2014年11月17日月曜日

LTE対応SIMフリースマホZenFone5は、結果的に理想的なモデルになった

 いま売れ行き好調のZenFone5をみていると、少し複雑な気持ちになってくる。ASUSは、有名PCパーツメーカーで、日本の家電系PCにもマザーボードを供給していた。いわば、スマホは後発メーカーの立ち位置だった。それがGoogle Nexus 7を手がけて、自社ブランドの通信機能を持った6インチタブレットなどから、ZenFoneというスマホを展開し、日本向けにZenFone5を周波数の対応や日本語入力にATOKを採用するなど、格安SIM向けにAPNプロファイルまでプリセットして用意してきた。
 ZenFone5の人気は、いままで国内メーカーが通信キャリア用の専用端末だけ製造してきたつけでもあって、台湾メーカーのASUSがごっそり持っていきそうな勢いだ。筆者としては、この動向を歓迎して良いものだとみている。docomo端末では、まともに格安SIMとかでは機能しないわけだし、安いからといっても、よく我慢して使っているなっというのが正直なところでもある。また、ASUSは、PCメーカーなので、チップセットなどを調達するノウハウがある。家電メーカー製のスマホとは中身が違うのだ。
 それに国内メーカーと通信キャリアの蜜月というか、全部入りの高いスマホをユーザに売りつけようというのが見え見えで、エンドユーザのベネフィットとかは全然考えていない。ビジネス向けには、実用性重視のSIMフリースマホを3万円台で提供しているという体たらくぶりなので、なんかモノ造りに美学の欠片もないメーカーが製造したスマホなんて、所詮玩具並みのものでしかないので、シェアもとれないし人気もない。来年のSIMロック解除で、スマホ端末代金の負担をユーザがすることになり、ますます国内で高額なスマホは売れなくなる。そういった意味合いでもZenFone5が先手を打ったことになる。
 ZenFone5は成功したといっても、サイクルが早いから次期モデルでASUSの立ち位置が確保されそうなのだが、今回のZenFone5の販売状況をみていると在庫切れが目につく。販売チャンネルが弱いというか、セット販売とかがあって、今だから言えることだが本体だけの販売に集中した方が良かったと思える。とくに、楽天モバイルにZenFone5のROM 8GBモデルを供給したのは失敗だと言える。日本のマーケットは、そういうのを好まないからだ。本体の仕上がりは高級感があって良いという評判なのだから、供給の仕方もワンランク上げとかないと持続性のある販売台数の伸びは期待できないところ。そういう価格帯の製品でもある。

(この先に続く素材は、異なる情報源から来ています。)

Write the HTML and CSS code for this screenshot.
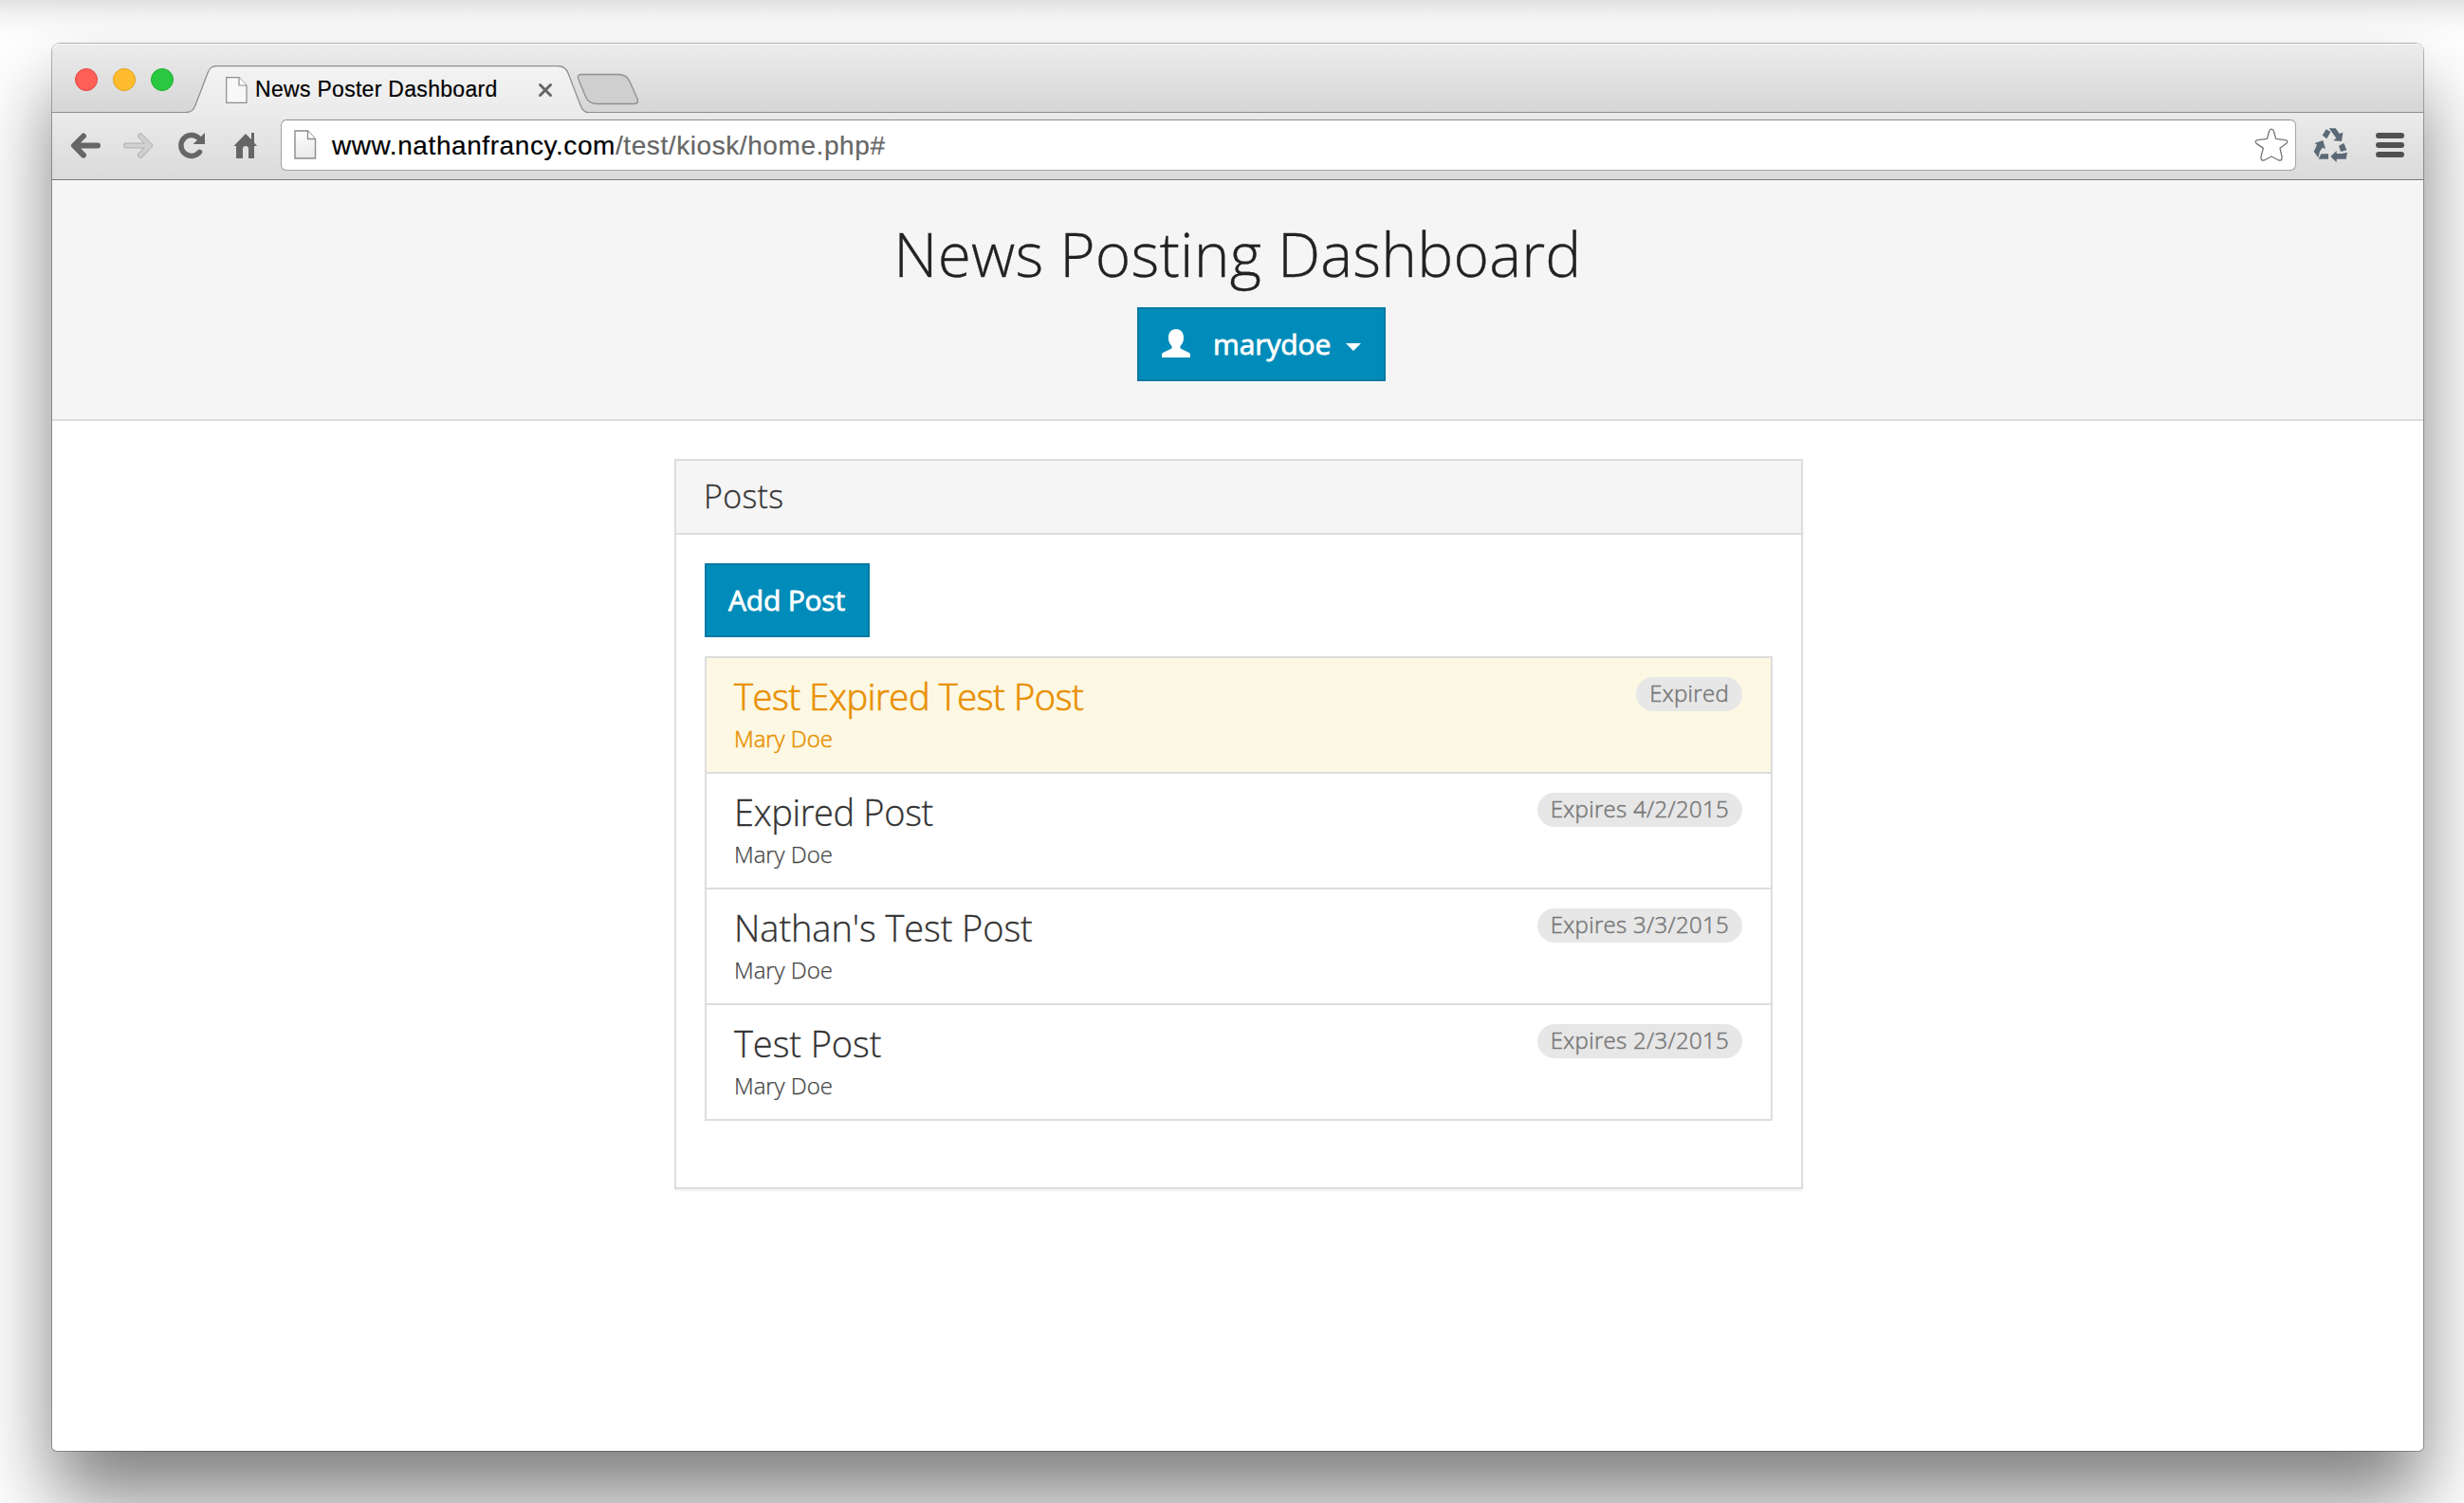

 スペック的には、(価格から)申し分のないものと言えるが、メジャーになるには防水とおサイフケータイが必要だろう。ワンセグは、オプションぐらいでいいと思える。ZenFone5 のスペックの決め手は、RAM 2GBという他社のRAM 1GBとは2倍の違いがあり、動作に余裕があることだ。これに追随してくるメーカーがでてくるのか興味深く注視している。ソニーでさえスマホが不振ということで、このままだと国内メーカーは全滅かもしれない。